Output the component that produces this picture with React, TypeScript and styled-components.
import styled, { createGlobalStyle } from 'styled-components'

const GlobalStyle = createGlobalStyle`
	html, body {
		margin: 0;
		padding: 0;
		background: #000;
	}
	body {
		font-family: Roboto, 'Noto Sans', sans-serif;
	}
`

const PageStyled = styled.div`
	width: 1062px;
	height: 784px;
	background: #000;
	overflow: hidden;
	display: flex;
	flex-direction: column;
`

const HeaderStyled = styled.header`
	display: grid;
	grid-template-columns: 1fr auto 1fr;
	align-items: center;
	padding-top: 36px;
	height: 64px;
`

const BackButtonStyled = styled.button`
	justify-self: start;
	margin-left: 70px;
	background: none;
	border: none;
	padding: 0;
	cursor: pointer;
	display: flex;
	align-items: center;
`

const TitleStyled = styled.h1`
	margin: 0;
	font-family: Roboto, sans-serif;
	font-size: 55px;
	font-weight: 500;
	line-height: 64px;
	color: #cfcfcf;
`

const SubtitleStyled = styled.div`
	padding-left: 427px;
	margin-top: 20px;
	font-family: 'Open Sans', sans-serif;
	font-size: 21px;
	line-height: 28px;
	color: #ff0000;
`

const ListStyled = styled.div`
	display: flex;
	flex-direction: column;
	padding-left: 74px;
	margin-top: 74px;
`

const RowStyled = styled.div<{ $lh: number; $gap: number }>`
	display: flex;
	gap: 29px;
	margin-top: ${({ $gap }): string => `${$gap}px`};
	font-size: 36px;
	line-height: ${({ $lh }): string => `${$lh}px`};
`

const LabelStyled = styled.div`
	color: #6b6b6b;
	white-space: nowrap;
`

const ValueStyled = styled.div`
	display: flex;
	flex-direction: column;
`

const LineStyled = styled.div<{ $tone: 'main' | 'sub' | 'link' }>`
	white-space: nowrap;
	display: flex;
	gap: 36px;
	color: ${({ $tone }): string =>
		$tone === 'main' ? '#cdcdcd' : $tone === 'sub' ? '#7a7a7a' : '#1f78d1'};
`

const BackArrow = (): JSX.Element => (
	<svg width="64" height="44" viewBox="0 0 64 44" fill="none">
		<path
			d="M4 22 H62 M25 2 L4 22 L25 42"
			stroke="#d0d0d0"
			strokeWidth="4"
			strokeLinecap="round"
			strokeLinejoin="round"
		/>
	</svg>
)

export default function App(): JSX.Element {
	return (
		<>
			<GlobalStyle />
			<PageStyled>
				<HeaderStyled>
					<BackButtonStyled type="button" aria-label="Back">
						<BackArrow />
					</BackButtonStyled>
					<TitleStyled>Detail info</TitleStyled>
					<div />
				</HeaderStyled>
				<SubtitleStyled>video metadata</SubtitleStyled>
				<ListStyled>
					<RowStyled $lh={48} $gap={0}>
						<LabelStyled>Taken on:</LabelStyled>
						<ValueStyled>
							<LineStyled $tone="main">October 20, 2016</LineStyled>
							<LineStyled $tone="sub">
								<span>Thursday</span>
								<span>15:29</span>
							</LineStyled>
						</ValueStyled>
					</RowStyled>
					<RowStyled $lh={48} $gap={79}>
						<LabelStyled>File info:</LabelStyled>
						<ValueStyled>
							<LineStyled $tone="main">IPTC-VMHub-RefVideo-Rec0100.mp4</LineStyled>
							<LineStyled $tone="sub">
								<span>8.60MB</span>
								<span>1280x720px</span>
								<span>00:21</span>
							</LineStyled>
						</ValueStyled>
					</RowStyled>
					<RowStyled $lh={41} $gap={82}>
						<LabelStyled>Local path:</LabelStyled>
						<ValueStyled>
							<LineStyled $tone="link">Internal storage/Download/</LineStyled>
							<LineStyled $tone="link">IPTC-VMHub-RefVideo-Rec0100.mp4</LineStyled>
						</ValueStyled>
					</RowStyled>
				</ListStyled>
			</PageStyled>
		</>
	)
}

Exercise objective :: Using the data above, return each line exactly as written.

The output ::
Output the component that produces this picture with React, TypeScript and styled-components.
import styled, { createGlobalStyle } from 'styled-components'

const GlobalStyle = createGlobalStyle`
	html, body {
		margin: 0;
		padding: 0;
		background: #000;
	}
	body {
		font-family: Roboto, 'Noto Sans', sans-serif;
	}
`

const PageStyled = styled.div`
	width: 1062px;
	height: 784px;
	background: #000;
	overflow: hidden;
	display: flex;
	flex-direction: column;
`

const HeaderStyled = styled.header`
	display: grid;
	grid-template-columns: 1fr auto 1fr;
	align-items: center;
	padding-top: 36px;
	height: 64px;
`

const BackButtonStyled = styled.button`
	justify-self: start;
	margin-left: 70px;
	background: none;
	border: none;
	padding: 0;
	cursor: pointer;
	display: flex;
	align-items: center;
`

const TitleStyled = styled.h1`
	margin: 0;
	font-family: Roboto, sans-serif;
	font-size: 55px;
	font-weight: 500;
	line-height: 64px;
	color: #cfcfcf;
`

const SubtitleStyled = styled.div`
	padding-left: 427px;
	margin-top: 20px;
	font-family: 'Open Sans', sans-serif;
	font-size: 21px;
	line-height: 28px;
	color: #ff0000;
`

const ListStyled = styled.div`
	display: flex;
	flex-direction: column;
	padding-left: 74px;
	margin-top: 74px;
`

const RowStyled = styled.div<{ $lh: number; $gap: number }>`
	display: flex;
	gap: 29px;
	margin-top: ${({ $gap }): string => `${$gap}px`};
	font-size: 36px;
	line-height: ${({ $lh }): string => `${$lh}px`};
`

const LabelStyled = styled.div`
	color: #6b6b6b;
	white-space: nowrap;
`

const ValueStyled = styled.div`
	display: flex;
	flex-direction: column;
`

const LineStyled = styled.div<{ $tone: 'main' | 'sub' | 'link' }>`
	white-space: nowrap;
	display: flex;
	gap: 36px;
	color: ${({ $tone }): string =>
		$tone === 'main' ? '#cdcdcd' : $tone === 'sub' ? '#7a7a7a' : '#1f78d1'};
`

const BackArrow = (): JSX.Element => (
	<svg width="64" height="44" viewBox="0 0 64 44" fill="none">
		<path
			d="M4 22 H62 M25 2 L4 22 L25 42"
			stroke="#d0d0d0"
			strokeWidth="4"
			strokeLinecap="round"
			strokeLinejoin="round"
		/>
	</svg>
)

export default function App(): JSX.Element {
	return (
		<>
			<GlobalStyle />
			<PageStyled>
				<HeaderStyled>
					<BackButtonStyled type="button" aria-label="Back">
						<BackArrow />
					</BackButtonStyled>
					<TitleStyled>Detail info</TitleStyled>
					<div />
				</HeaderStyled>
				<SubtitleStyled>video metadata</SubtitleStyled>
				<ListStyled>
					<RowStyled $lh={48} $gap={0}>
						<LabelStyled>Taken on:</LabelStyled>
						<ValueStyled>
							<LineStyled $tone="main">October 20, 2016</LineStyled>
							<LineStyled $tone="sub">
								<span>Thursday</span>
								<span>15:29</span>
							</LineStyled>
						</ValueStyled>
					</RowStyled>
					<RowStyled $lh={48} $gap={79}>
						<LabelStyled>File info:</LabelStyled>
						<ValueStyled>
							<LineStyled $tone="main">IPTC-VMHub-RefVideo-Rec0100.mp4</LineStyled>
							<LineStyled $tone="sub">
								<span>8.60MB</span>
								<span>1280x720px</span>
								<span>00:21</span>
							</LineStyled>
						</ValueStyled>
					</RowStyled>
					<RowStyled $lh={41} $gap={82}>
						<LabelStyled>Local path:</LabelStyled>
						<ValueStyled>
							<LineStyled $tone="link">Internal storage/Download/</LineStyled>
							<LineStyled $tone="link">IPTC-VMHub-RefVideo-Rec0100.mp4</LineStyled>
						</ValueStyled>
					</RowStyled>
				</ListStyled>
			</PageStyled>
		</>
	)
}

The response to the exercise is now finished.